- Film poster
- Directed by: Belinda Chayko
- Written by: Belinda Chayko
- Produced by: Tony Ayres Helen Bowden Belinda Chayko Michael McMahon
- Starring: John Hurt Emily Barclay Lily Bell Tindley
- Cinematography: Hugh Miller
- Edited by: Denise Haratzis
- Music by: Glenn Richards
- Production companies: Big & Little Films
- Distributed by: Kojo Pictures
- Release date: 17 June 2010;
- Country: Australia
- Language: English
- Box office: A$59,505 (Australia)

= Lou (2010 film) =

Lou is a 2010 Australian drama film starring John Hurt, Emily Barclay, and Lily Bell Tindley.

==Plot==
Young mother Rhea (Barclay) without a partner, tries to raise her three girls in their ramshackle home while trying to survive on social security.

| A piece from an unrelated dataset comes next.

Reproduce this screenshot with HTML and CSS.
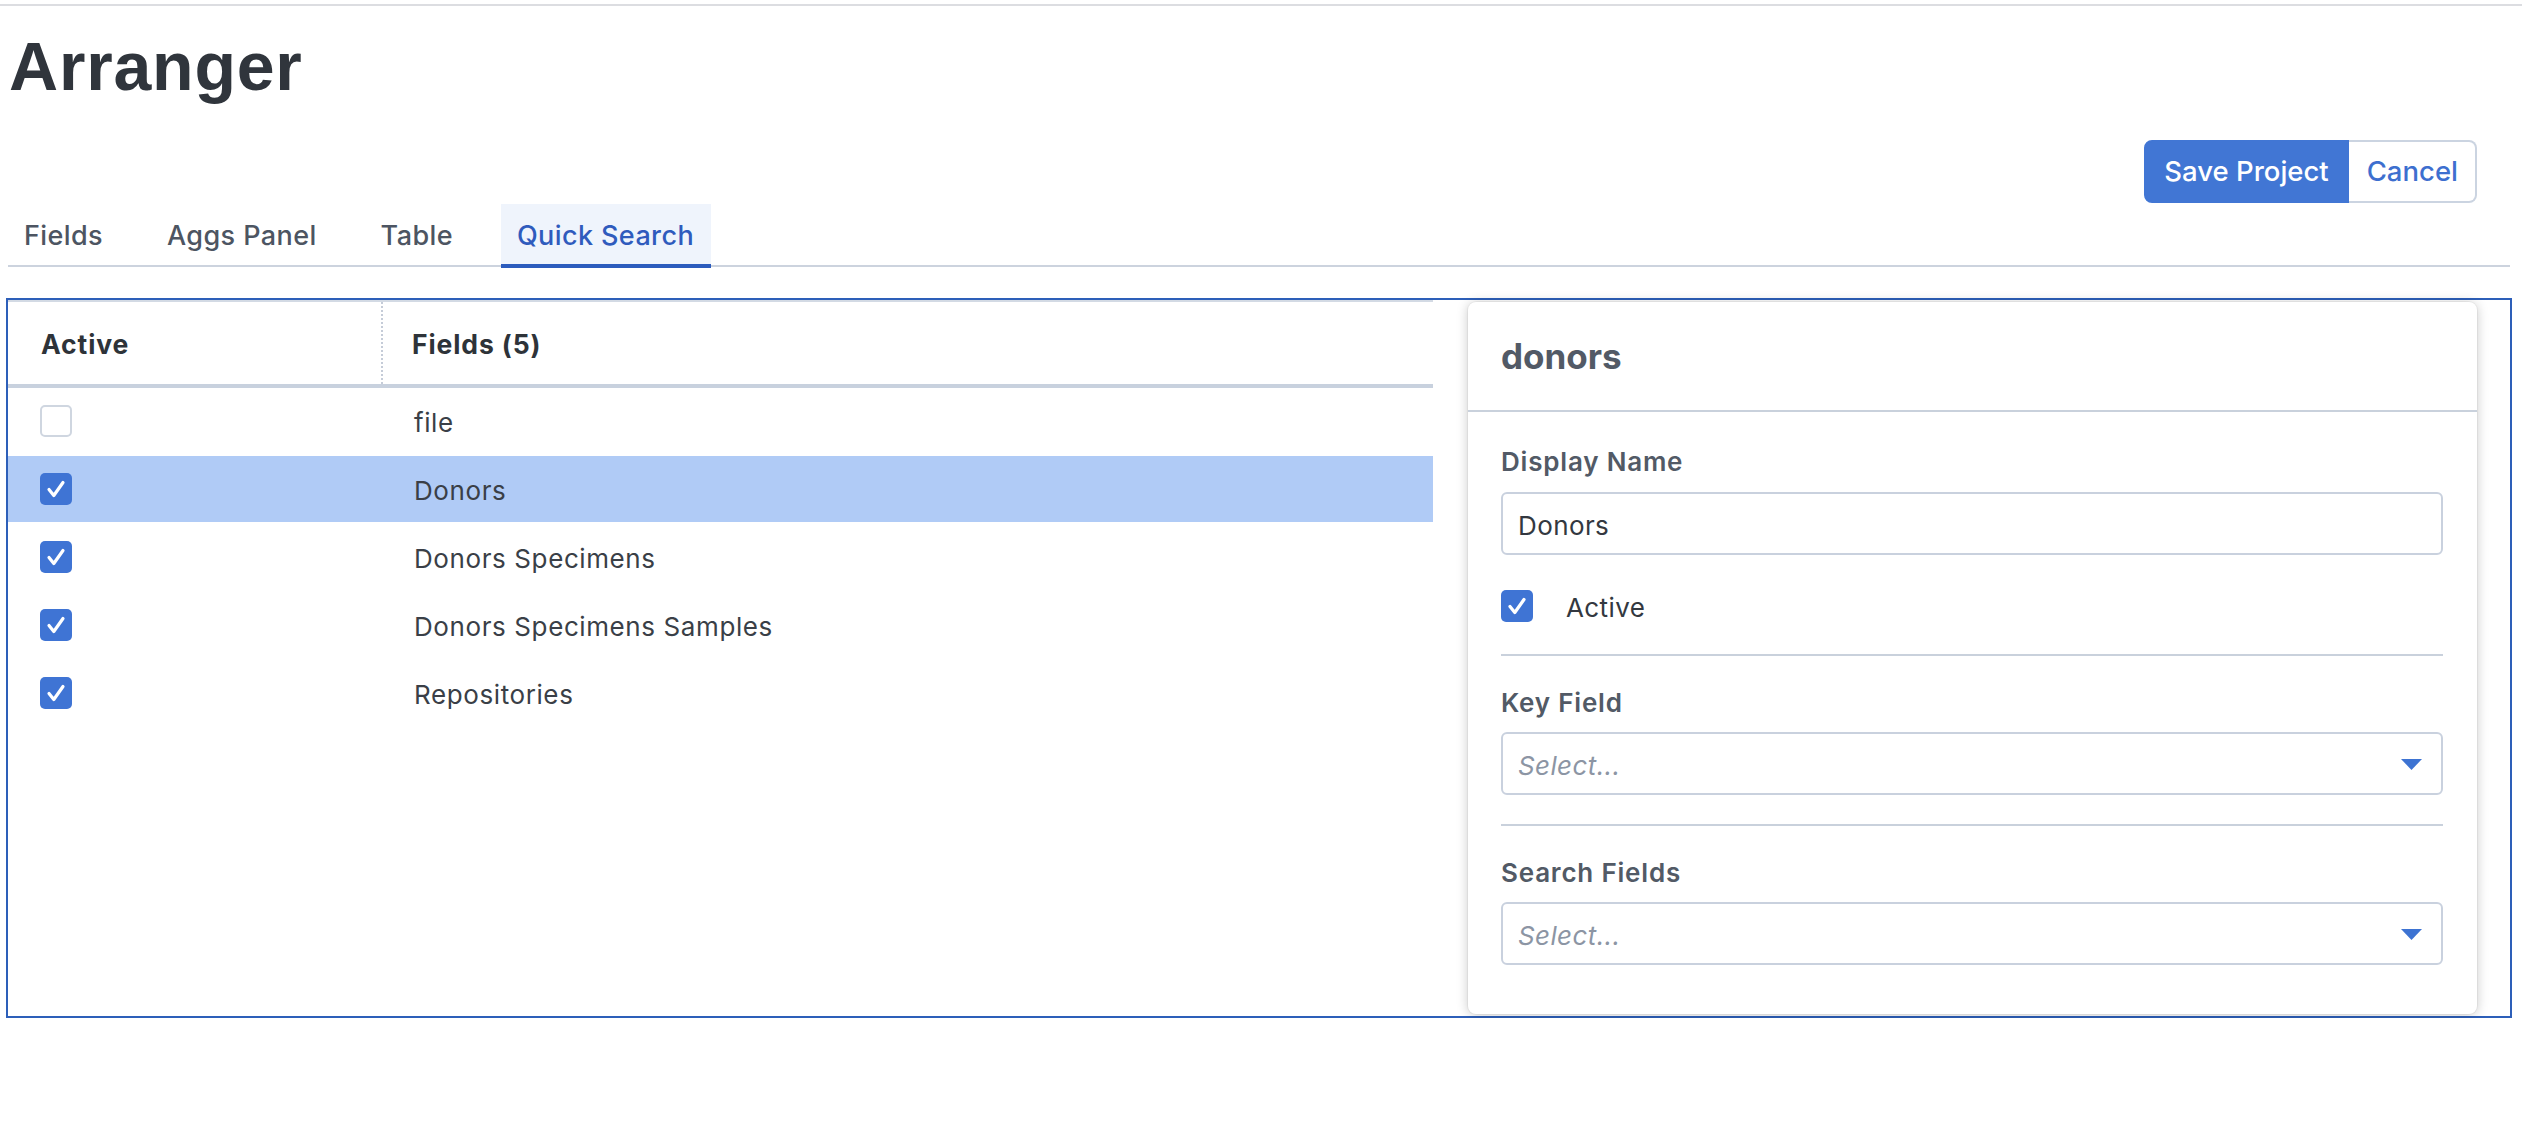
FILE: index.html
```html
<!DOCTYPE html>
<html lang="en">
<head>
<meta charset="utf-8">
<title>Arranger</title>
<link rel="stylesheet" href="styles.css">
</head>
<body>
<div class="top-rule"></div>
<div class="page">
  <h1 class="title">Arranger</h1>
  <div class="actions">
    <button class="btn btn-primary">Save Project</button>
    <button class="btn btn-secondary">Cancel</button>
  </div>
  <nav class="tabs">
    <div class="tab">Fields</div>
    <div class="tab">Aggs Panel</div>
    <div class="tab">Table</div>
    <div class="tab tab-active">Quick Search</div>
  </nav>
  <section class="panel">
    <div class="table">
      <div class="thead">
        <div class="th th-active">Active</div>
        <div class="th th-fields">Fields (5)</div>
      </div>
      <div class="row">
        <div class="cell cell-check"><span class="cbox"></span></div>
        <div class="cell cell-name">file</div>
      </div>
      <div class="row row-selected">
        <div class="cell cell-check"><span class="cbox cbox-on"><svg viewBox="0 0 32 32" width="32" height="32"><path d="M9 16.5 L13.8 22.5 L23 9.5" fill="none" stroke="#fff" stroke-width="3.2" stroke-linecap="round" stroke-linejoin="round"/></svg></span></div>
        <div class="cell cell-name">Donors</div>
      </div>
      <div class="row">
        <div class="cell cell-check"><span class="cbox cbox-on"><svg viewBox="0 0 32 32" width="32" height="32"><path d="M9 16.5 L13.8 22.5 L23 9.5" fill="none" stroke="#fff" stroke-width="3.2" stroke-linecap="round" stroke-linejoin="round"/></svg></span></div>
        <div class="cell cell-name">Donors Specimens</div>
      </div>
      <div class="row">
        <div class="cell cell-check"><span class="cbox cbox-on"><svg viewBox="0 0 32 32" width="32" height="32"><path d="M9 16.5 L13.8 22.5 L23 9.5" fill="none" stroke="#fff" stroke-width="3.2" stroke-linecap="round" stroke-linejoin="round"/></svg></span></div>
        <div class="cell cell-name">Donors Specimens Samples</div>
      </div>
      <div class="row">
        <div class="cell cell-check"><span class="cbox cbox-on"><svg viewBox="0 0 32 32" width="32" height="32"><path d="M9 16.5 L13.8 22.5 L23 9.5" fill="none" stroke="#fff" stroke-width="3.2" stroke-linecap="round" stroke-linejoin="round"/></svg></span></div>
        <div class="cell cell-name">Repositories</div>
      </div>
    </div>
    <aside class="card">
      <div class="card-title">donors</div>
      <div class="card-body">
        <div class="label">Display Name</div>
        <div class="input">Donors</div>
        <div class="check-row">
          <span class="cbox cbox-on"><svg viewBox="0 0 32 32" width="32" height="32"><path d="M9 16.5 L13.8 22.5 L23 9.5" fill="none" stroke="#fff" stroke-width="3.2" stroke-linecap="round" stroke-linejoin="round"/></svg></span>
          <span class="check-label">Active</span>
        </div>
        <div class="divider"></div>
        <div class="label label-spaced">Key Field</div>
        <div class="select">
          <span class="placeholder">Select...</span>
          <svg class="caret" viewBox="0 0 21 11" width="21" height="11"><polygon points="0,0 21,0 10.5,11" fill="#3d73d2"/></svg>
        </div>
        <div class="divider divider-lower"></div>
        <div class="label label-spaced">Search Fields</div>
        <div class="select">
          <span class="placeholder">Select...</span>
          <svg class="caret" viewBox="0 0 21 11" width="21" height="11"><polygon points="0,0 21,0 10.5,11" fill="#3d73d2"/></svg>
        </div>
      </div>
    </aside>
  </section>
</div>
</body>
</html>
```
FILE: styles.css
```css
* { box-sizing: border-box; }

html, body {
  margin: 0;
  padding: 0;
  background: #ffffff;
}

body {
  font-family: Inter, "Noto Sans", sans-serif;
  color: #3a3f47;
}

.top-rule {
  margin-top: 4px;
  height: 2px;
  background: #dcdde1;
}

.page {
  padding: 0 10px 0 6px;
}

.title {
  margin: 26px 0 0 3px;
  font-family: "Liberation Sans", Arial, sans-serif;
  font-weight: 700;
  font-size: 68px;
  line-height: 68px;
  letter-spacing: 0.8px;
  color: #30353c;
}

.actions {
  margin: 40px 35px 0 0;
  display: flex;
  justify-content: flex-end;
}

.btn {
  height: 63px;
  padding: 0 18px;
  font-family: Inter, "Noto Sans", sans-serif;
  font-size: 27.5px;
  font-weight: 500;
  line-height: 59px;
  cursor: pointer;
}

.btn-primary {
  background: #4176d4;
  color: #ffffff;
  border: 2px solid #4176d4;
  border-radius: 8px 0 0 8px;
}

.btn-secondary {
  background: #ffffff;
  color: #3d6fcf;
  border: 2px solid #cbd4e1;
  border-left: none;
  border-radius: 0 8px 8px 0;
  padding: 0 17px 0 18px;
}

.tabs {
  margin: 1px 2px 0 2px;
  display: flex;
  gap: 31px;
  border-bottom: 2px solid #ccd3de;
}

.tab {
  padding: 4px 17px 0 16px;
  line-height: 56px;
  font-size: 27px;
  font-weight: 500;
  letter-spacing: 0.4px;
  color: #4d5562;
  border-bottom: 4px solid transparent;
  margin-bottom: -3px;
}

.tab-active {
  background: #eff4fc;
  color: #2f5bbd;
  border-bottom-color: #2c5cbd;
}

.panel {
  margin-top: 31px;
  border: 2px solid #2d5fb9;
  display: flex;
  align-items: flex-start;
}

.table {
  flex: 1;
  border-top: 2px solid #d3dae4;
}

.thead {
  display: grid;
  grid-template-columns: 375px 1fr;
  border-bottom: 4px solid #c8d1de;
}

.th {
  padding-top: 2px;
  line-height: 80px;
  font-size: 26.5px;
  font-weight: 700;
  letter-spacing: 0.9px;
  color: #2e3339;
}

.th-active {
  padding-left: 33px;
  border-right: 2px dotted #c5ccd8;
}

.th-fields {
  padding-left: 29px;
}

.row {
  display: grid;
  grid-template-columns: 375px 1fr;
  height: 66px;
  margin-bottom: 2px;
  align-items: center;
}

.row-selected {
  background: #b0cbf6;
}

.cell-check {
  padding-left: 32px;
  display: flex;
  align-items: center;
}

.cell-name {
  padding-left: 31px;
  font-size: 26px;
  letter-spacing: 0.6px;
  color: #3a3f47;
  padding-top: 2px;
}

.cbox {
  display: block;
  width: 32px;
  height: 32px;
  border-radius: 5px;
  background: #ffffff;
  border: 2px solid #cfd6e0;
  flex: none;
}

.cbox-on {
  background: #3f74d4;
  border: none;
}

.cbox svg {
  display: block;
}

.card {
  flex: 0 0 1009px;
  margin: 2px 33px 2px 35px;
  background: #ffffff;
  border-radius: 8px;
  box-shadow: 0 0 0 1px rgba(0, 0, 0, 0.04), 0 1px 12px rgba(0, 0, 0, 0.22);
}

.card-title {
  height: 110px;
  padding-left: 33px;
  line-height: 108px;
  font-size: 35px;
  font-weight: 700;
  color: #525a66;
  border-bottom: 2px solid #c9d1dc;
}

.card-body {
  padding: 34px 34px 49px 33px;
}

.label {
  line-height: 32px;
  font-size: 26px;
  font-weight: 600;
  letter-spacing: 0.8px;
  color: #525a66;
}

.label-spaced {
  margin-top: 31px;
}

.input,
.select {
  margin-top: 14px;
  height: 63px;
  border: 2px solid #c9d1de;
  border-radius: 6px;
  padding: 5px 19px 0 15px;
  line-height: 54px;
  font-size: 26px;
  letter-spacing: 0.4px;
  color: #333840;
}

.select {
  margin-top: 13px;
  display: flex;
  align-items: center;
  justify-content: space-between;
  padding-top: 0;
}

.placeholder {
  font-style: italic;
  color: #8c95a4;
  padding-top: 5px;
  line-height: 54px;
}

.caret {
  display: block;
  margin-top: 2px;
}

.check-row {
  margin-top: 35px;
  display: flex;
  align-items: center;
  gap: 33px;
  height: 32px;
}

.check-label {
  font-size: 26px;
  letter-spacing: 0.4px;
  color: #333840;
  padding-top: 2px;
}

.divider {
  margin-top: 32px;
  height: 2px;
  background: #c9d1dc;
}

.divider-lower {
  margin-top: 29px;
}
```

Set in sugarcane country in northern NSW, their lives are upended when Doyle (Hurt); a former merchant seaman—now in the early stages of Alzheimer's, is thrust upon them with the promise of increased benefits.

==Cast==
- John Hurt as Doyle
- Emily Barclay as Rhea
- Lily Bell Tindley as Lou
- Jay Ryan as Cosmo
- Damien Garvey as Colin
- Daniela Farinacci as Mrs Marchetti
- Jonathan Segat as Blake
- Logan Reilly as Jock
- Charlie-Rose MacLennan as Leanne
- Eloise MacLennan as Lani

==Production==
The film was inspired by the writer-director's uncle who had Alzheimer's.

John Hurt said he agreed to make the film because "this is a very nice story indeed, it's beautifully written".

The film was shot in north-eastern New South Wales. Shooting started in May 2009.